The request: Search the listing below for the word "with" and copy each line that holds it.

Web page code records:
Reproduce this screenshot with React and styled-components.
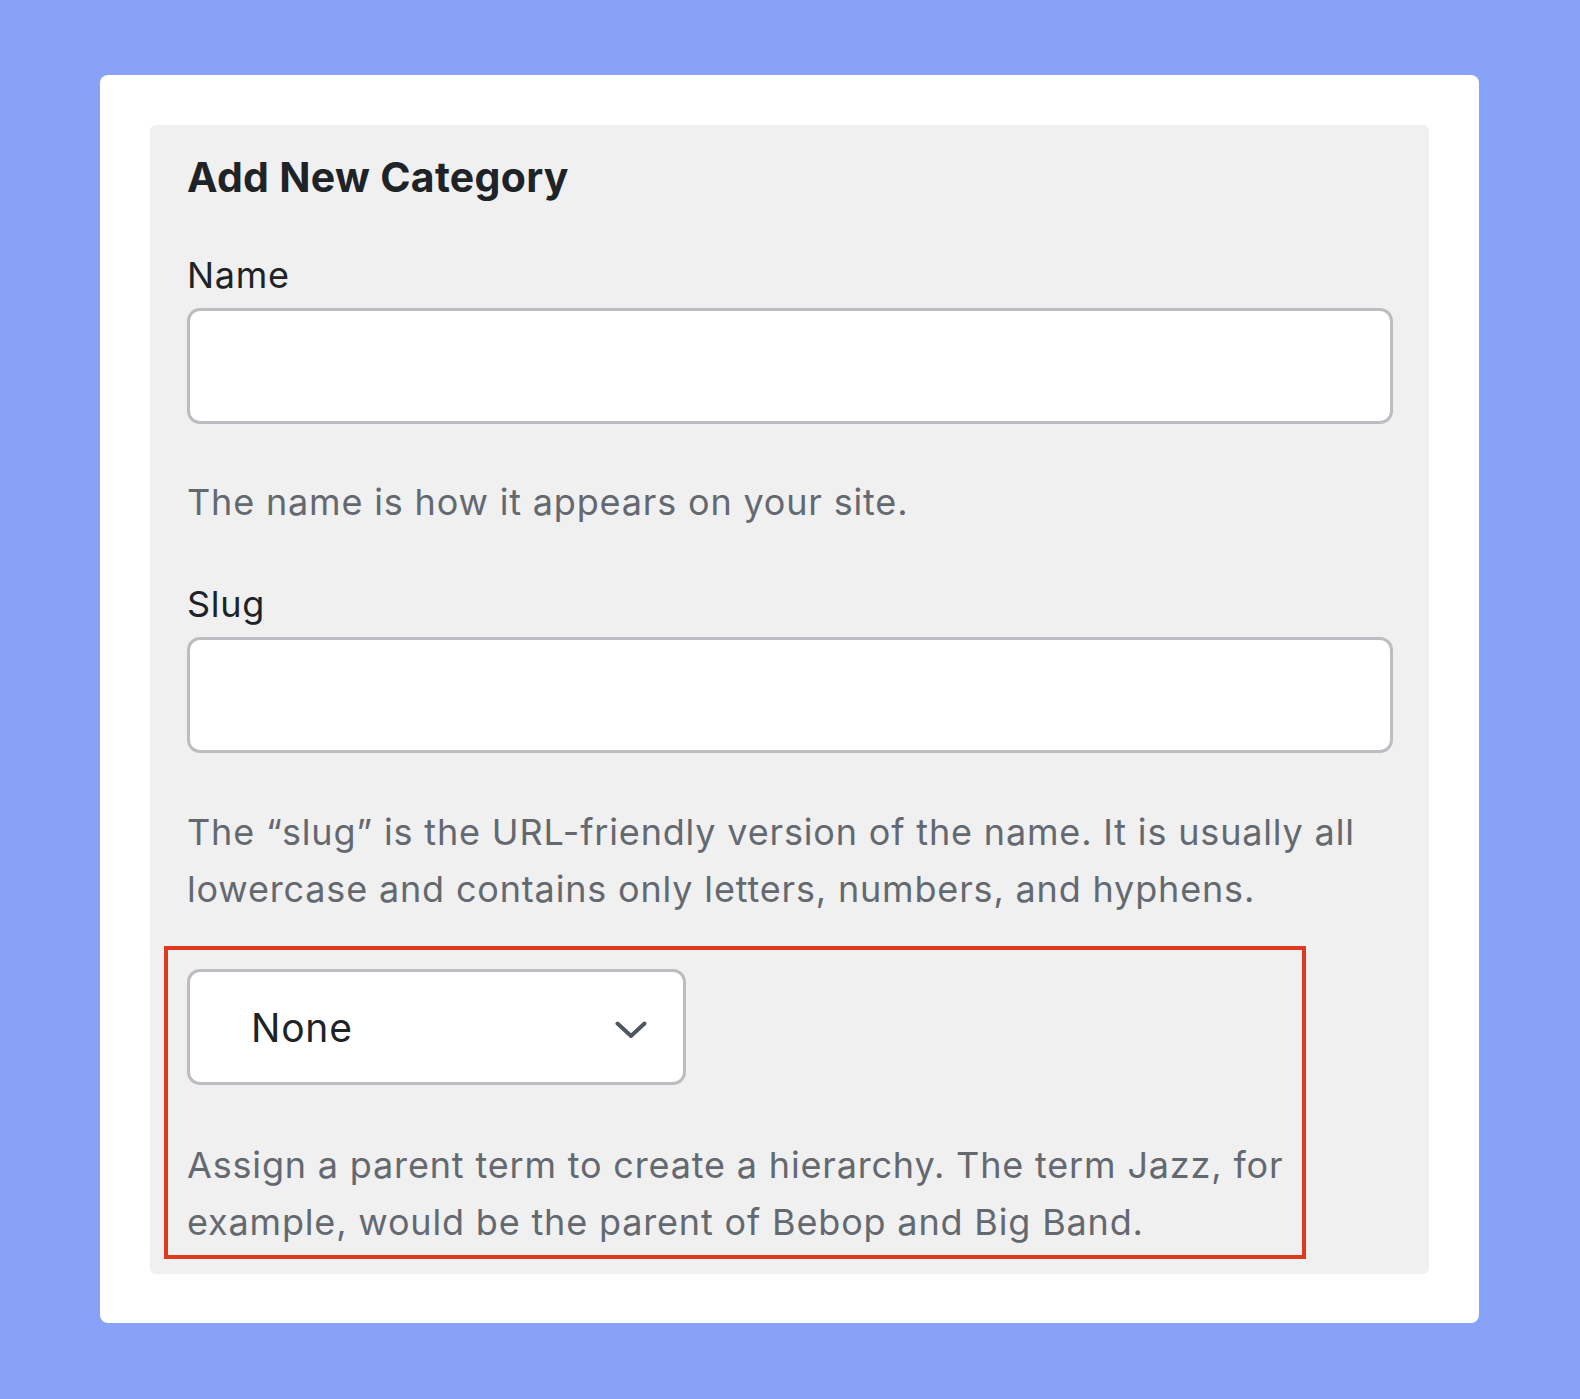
import React from "react";
import styled, { createGlobalStyle } from "styled-components";

const GlobalStyle = createGlobalStyle`
  html, body {
    margin: 0;
    padding: 0;
    background: #87a2f7;
  }
  body {
    font-family: Inter, "Noto Sans", "Liberation Sans", sans-serif;
  }
  * { box-sizing: border-box; }
`;

const Page = styled.div`
  min-height: 1399px;
  padding: 75px 0 0 100px;
`;

const Card = styled.div`
  width: 1379px;
  height: 1248px;
  background: #ffffff;
  border-radius: 8px;
  padding: 50px;
`;

const Panel = styled.form`
  background: #f0f0f1;
  border-radius: 6px;
  padding: 27px 36px 23px 37px;
  display: flex;
  flex-direction: column;
  align-items: flex-start;
`;

const Title = styled.h2`
  margin: 0;
  font-size: 41px;
  line-height: 50px;
  font-weight: 700;
  color: #1d2327;
  letter-spacing: 0.3px;
`;

const Label = styled.label`
  display: block;
  margin-top: ${(p) => p.$gap}px;
  font-size: 36px;
  line-height: 44px;
  color: #1d2327;
  letter-spacing: 0.7px;
`;

const TextInput = styled.input`
  display: block;
  width: 100%;
  height: 116px;
  margin-top: ${(p) => p.$gap}px;
  border: 3px solid #bcbdc1;
  border-radius: 13px;
  background: #ffffff;
  font-family: inherit;
  font-size: 39px;
  padding: 0 24px;
  outline: none;
`;

const Description = styled.p`
  margin: ${(p) => p.$gap}px 0 0;
  font-size: 36px;
  line-height: 57px;
  color: #646970;
  letter-spacing: 0.83px;
`;

const ParentField = styled.div`
  position: relative;
  margin-top: 51px;
  width: 100%;
`;

const Annotation = styled.div`
  position: absolute;
  left: -23px;
  top: -23px;
  width: 1142px;
  height: 313px;
  border: 4px solid #e03a1e;
  pointer-events: none;
`;

const Select = styled.div`
  width: 499px;
  height: 116px;
  border: 3px solid #bcbdc1;
  border-radius: 13px;
  background: #ffffff;
  display: flex;
  align-items: center;
  justify-content: space-between;
  padding: 0 36px 0 61px;
`;

const SelectValue = styled.span`
  font-size: 39px;
  line-height: 39px;
  color: #1d2327;
  letter-spacing: 0.8px;
`;

const Chevron = styled.svg`
  width: 32px;
  height: 18px;
  margin-top: 6px;
  display: block;
`;

export default function App() {
  return (
    <>
      <GlobalStyle />
      <Page>
        <Card>
          <Panel onSubmit={(e) => e.preventDefault()}>
            <Title>Add New Category</Title>

            <Label $gap={51} htmlFor="tag-name">Name</Label>
            <TextInput $gap={11} id="tag-name" type="text" />
            <Description $gap={50}>The name is how it appears on your site.</Description>

            <Label $gap={51} htmlFor="tag-slug">Slug</Label>
            <TextInput $gap={11} id="tag-slug" type="text" />
            <Description $gap={51}>
              The “slug” is the URL-friendly version of the name. It is usually all lowercase and contains only letters, numbers, and hyphens.
            </Description>

            <ParentField>
              <Select>
                <SelectValue>None</SelectValue>
                <Chevron viewBox="0 0 32 18" fill="none">
                  <polyline
                    points="2.5,2.5 16,15 29.5,2.5"
                    stroke="#50575e"
                    strokeWidth="4"
                    strokeLinecap="round"
                    strokeLinejoin="round"
                  />
                </Chevron>
              </Select>
              <Description $gap={52}>
                Assign a parent term to create a hierarchy. The term Jazz, for example, would be the parent of Bebop and Big Band.
              </Description>
              <Annotation />
            </ParentField>
          </Panel>
        </Card>
      </Page>
    </>
  );
}
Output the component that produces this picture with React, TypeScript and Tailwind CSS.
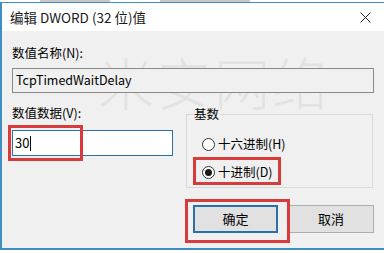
import React from "react";

const font = { fontFamily: '"Noto Sans CJK SC", "Noto Sans", sans-serif' };

export default function App() {
  return (
    <div className="relative w-[384px] h-[253px] overflow-hidden bg-white text-[12.5px] text-black" style={font}>
      {/* remnant strip of previous content */}
      <div className="h-[2px] bg-white relative">
        <div className="absolute left-[40px] top-0 w-[70px] h-[2px] bg-[#c8c8c8]" />
        <div className="absolute left-[160px] top-0 w-[90px] h-[2px] bg-[#c8c8c8]" />
      </div>
      <div className="flex flex-col h-[248px] border-l-2 border-t border-b-2 border-[#3d8fbf]">
        {/* title bar */}
        <div className="h-[28px] bg-white flex items-center justify-between pl-[8px] pr-[12px]">
          <span className="text-[13.5px] text-[#1a1a1a]">编辑 DWORD (32 位)值</span>
          <svg width="11" height="11" viewBox="0 0 11 11" className="mr-[1px]">
            <path d="M0.5 0.5 L10.5 10.5 M10.5 0.5 L0.5 10.5" stroke="#222" strokeWidth="1" />
          </svg>
        </div>
        {/* body */}
        <div className="relative flex-1 bg-[#f0f0f0] pl-[10px] pr-[10px] flex flex-col">
          {/* watermark */}
          <div className="absolute left-[96px] top-[22px] text-[56px] leading-none tracking-[2px] text-[#dadada] opacity-60 pointer-events-none select-none" style={{ fontFamily: '"Noto Sans CJK SC", sans-serif', fontWeight: 300 }}>
            米安网络
          </div>
          <div className="mt-[14px] h-[16px] leading-[16px] relative">数值名称(N):</div>
          <div className="mt-[7px] h-[25px] border border-[#8a8a8a] bg-[#f0f0f0] flex items-center pl-[3px] text-[12.5px] relative">
            TcpTimedWaitDelay
          </div>
          <div className="flex mt-[12px] relative">
            <div className="w-[161px] flex flex-col">
              <div className="h-[16px] leading-[16px]">数值数据(V):</div>
              <div className="mt-[9px] h-[26px] border border-[#2b6fa8] bg-white flex items-center pl-[2px] text-[13px] relative">
                <span>30</span>
                <span className="inline-block w-[1px] h-[15px] bg-black ml-[1px]" />
                <div className="absolute left-[-5px] top-[-6px] w-[75px] h-[36px] border-[3px] border-[#d83b3b]" />
              </div>
            </div>
            <div className="ml-[13px] w-[187px] relative mt-[9px] h-[74px] border border-[#d9d9d9]">
              <span className="absolute left-[6px] top-[-9px] bg-[#f0f0f0] px-[1px] leading-[16px]">基数</span>
              <div className="absolute left-[15px] top-[20px] flex items-center">
                <span className="w-[13px] h-[13px] rounded-full border border-[#333] bg-white" />
                <span className="ml-[3px]">十六进制(H)</span>
              </div>
              <div className="absolute left-[15px] top-[48px] flex items-center">
                <span className="w-[13px] h-[13px] rounded-full border border-[#333] bg-white flex items-center justify-center">
                  <span className="w-[7px] h-[7px] rounded-full bg-[#1a1a1a]" />
                </span>
                <span className="ml-[3px]">十进制(D)</span>
              </div>
              <div className="absolute left-[6px] top-[42px] w-[88px] h-[28px] border-[3px] border-[#d83b3b]" />
            </div>
          </div>
          <div className="flex justify-end mt-[17px] pr-[0px] gap-[10px] relative">
            <div className="relative w-[85px] h-[28px] border-2 border-[#2b70a8] bg-[#e1e1e1] flex items-center justify-center text-[13px]">
              确定
              <div className="absolute left-[-10px] top-[-8px] w-[105px] h-[44px] border-[3px] border-[#d83b3b]" />
            </div>
            <div className="w-[86px] h-[28px] border border-[#adadad] bg-[#e1e1e1] flex items-center justify-center text-[13px]">
              取消
            </div>
          </div>
        </div>
      </div>
    </div>
  );
}
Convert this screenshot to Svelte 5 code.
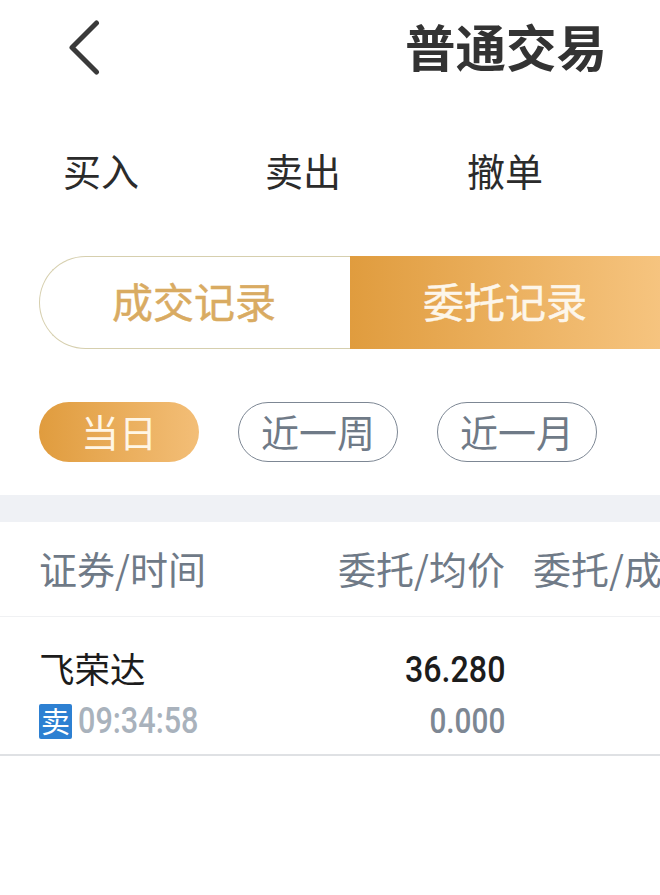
<script>
  const actions = ['买入', '卖出', '撤单'];
  const ranges = ['近一周', '近一月'];
</script>

<div class="page">
  <header class="top">
    <svg class="back" viewBox="0 0 32 56" width="32" height="56" aria-label="返回">
      <path d="M28.5 3 L4 27.5 L28.5 52" fill="none" stroke="#3a3a3a" stroke-width="5" stroke-linecap="round" stroke-linejoin="round" />
    </svg>
    <h1>普通交易</h1>
  </header>

  <nav class="actions">
    {#each actions as a}
      <span>{a}</span>
    {/each}
  </nav>

  <div class="seg">
    <div class="seg-off">成交记录</div>
    <div class="seg-on">委托记录</div>
  </div>

  <div class="pills">
    <span class="pill on">当日</span>
    {#each ranges as r}
      <span class="pill">{r}</span>
    {/each}
  </div>

  <div class="band"></div>

  <div class="thead">
    <span class="c1">证券/时间</span>
    <span class="c2">委托/均价</span>
    <span class="c3">委托/成交</span>
  </div>

  <div class="row">
    <div class="c1 stack">
      <span class="name">飞荣达</span>
      <span class="meta"><b class="tag">卖</b><span class="num time">09:34:58</span></span>
    </div>
    <div class="c2 stack right">
      <span class="num price">36.280</span>
      <span class="num avg">0.000</span>
    </div>
  </div>
</div>

<style>
  :global(body) {
    margin: 0;
    background: #fff;
  }
  .page {
    width: 660px;
    height: 895px;
    overflow: hidden;
    background: #fff;
    font-family: "Noto Sans CJK SC", "Liberation Sans", sans-serif;
  }
  .top {
    height: 97px;
    display: flex;
    align-items: flex-start;
    padding-left: 68px;
    box-sizing: border-box;
  }
  .back {
    margin-top: 20px;
    flex: none;
  }
  h1 {
    margin: 17px 0 0 305px;
    font-size: 50.5px;
    line-height: 56px;
    font-weight: 700;
    color: #333;
    white-space: nowrap;
  }
  .actions {
    height: 159px;
    box-sizing: border-box;
    padding: 51px 0 0 63px;
    display: flex;
    gap: 126px;
    font-size: 38px;
    line-height: 44px;
    color: #2b2b2b;
  }
  .seg {
    margin-left: 39px;
    width: 700px;
    height: 93px;
    display: flex;
    box-sizing: border-box;
  }
  .seg-off, .seg-on {
    display: flex;
    align-items: center;
    font-size: 41px;
    box-sizing: border-box;
    height: 93px;
    padding-bottom: 5px;
    -webkit-text-stroke: 0.5px currentColor;
  }
  .seg-off {
    width: 311px;
    padding-left: 72px;
    color: #d9ab62;
    border: 1px solid #d6cfae;
    border-right: 0;
    border-radius: 46.5px 0 0 46.5px;
  }
  .seg-on {
    width: 389px;
    padding-left: 73px;
    color: #fdf6ea;
    background: linear-gradient(90deg, #e09c3e 0%, #f6c47f 80%);
  }
  .pills {
    margin: 53px 0 0 39px;
    display: flex;
    gap: 39px;
  }
  .pill {
    width: 160px;
    height: 60px;
    box-sizing: border-box;
    display: flex;
    align-items: center;
    justify-content: center;
    border-radius: 30px;
    border: 1px solid #7d8794;
    padding-bottom: 4px;
    color: #6f7a87;
    font-size: 38px;
    white-space: nowrap;
  }
  .pill.on {
    border: 0;
    color: #fff6e6;
    background: linear-gradient(90deg, #e09c3e 0%, #f3be77 100%);
  }
  .band {
    margin-top: 33px;
    height: 27px;
    background: #eff1f5;
  }
  .thead {
    height: 95px;
    box-sizing: border-box;
    border-bottom: 1px solid #f0f1f3;
    display: flex;
    align-items: center;
    padding-bottom: 4px;
    font-size: 38px;
    color: #6f7a87;
    white-space: nowrap;
  }
  .c1 {
    width: 286px;
    margin-left: 39px;
    flex: none;
  }
  .c2 {
    width: 180px;
    text-align: right;
    flex: none;
  }
  .c3 {
    margin-left: 28px;
    flex: none;
  }
  .row {
    height: 139px;
    box-sizing: border-box;
    border-bottom: 2px solid #dfe1e4;
    display: flex;
    padding-top: 29px;
  }
  .stack {
    display: flex;
    flex-direction: column;
  }
  .right {
    align-items: flex-end;
  }
  .name {
    height: 44px;
    font-size: 35.5px;
    line-height: 44px;
    color: #1c1c1c;
  }
  .meta {
    margin-top: 14px;
    height: 35px;
    display: flex;
    align-items: center;
    gap: 6px;
  }
  .tag {
    width: 33px;
    height: 35px;
    border-radius: 2px;
    background: #2d80d2;
    color: #fff;
    font-size: 29px;
    line-height: 33px;
    font-weight: 400;
    text-align: center;
    flex: none;
  }
  .num {
    font-family: Roboto, "Liberation Sans", sans-serif;
    display: block;
    white-space: nowrap;
  }
  .time {
    font-size: 36px;
    line-height: 35px;
    color: #a9b2bc;
    font-weight: 500;
    transform: scaleX(0.85);
    transform-origin: left center;
  }
  .price {
    margin-top: 2px;
    font-size: 37px;
    line-height: 44px;
    font-weight: 500;
    color: #1c1c1c;
    transform: scaleX(0.87);
    transform-origin: right center;
  }
  .avg {
    margin-top: 13px;
    font-size: 35px;
    line-height: 34px;
    font-weight: 500;
    color: #7d8793;
    transform: scaleX(0.85);
    transform-origin: right center;
  }
</style>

Solved exercise:
Reproduce this screenshot with React and styled-components.
Output the component that produces this picture with React, TypeScript and Tailwind CSS.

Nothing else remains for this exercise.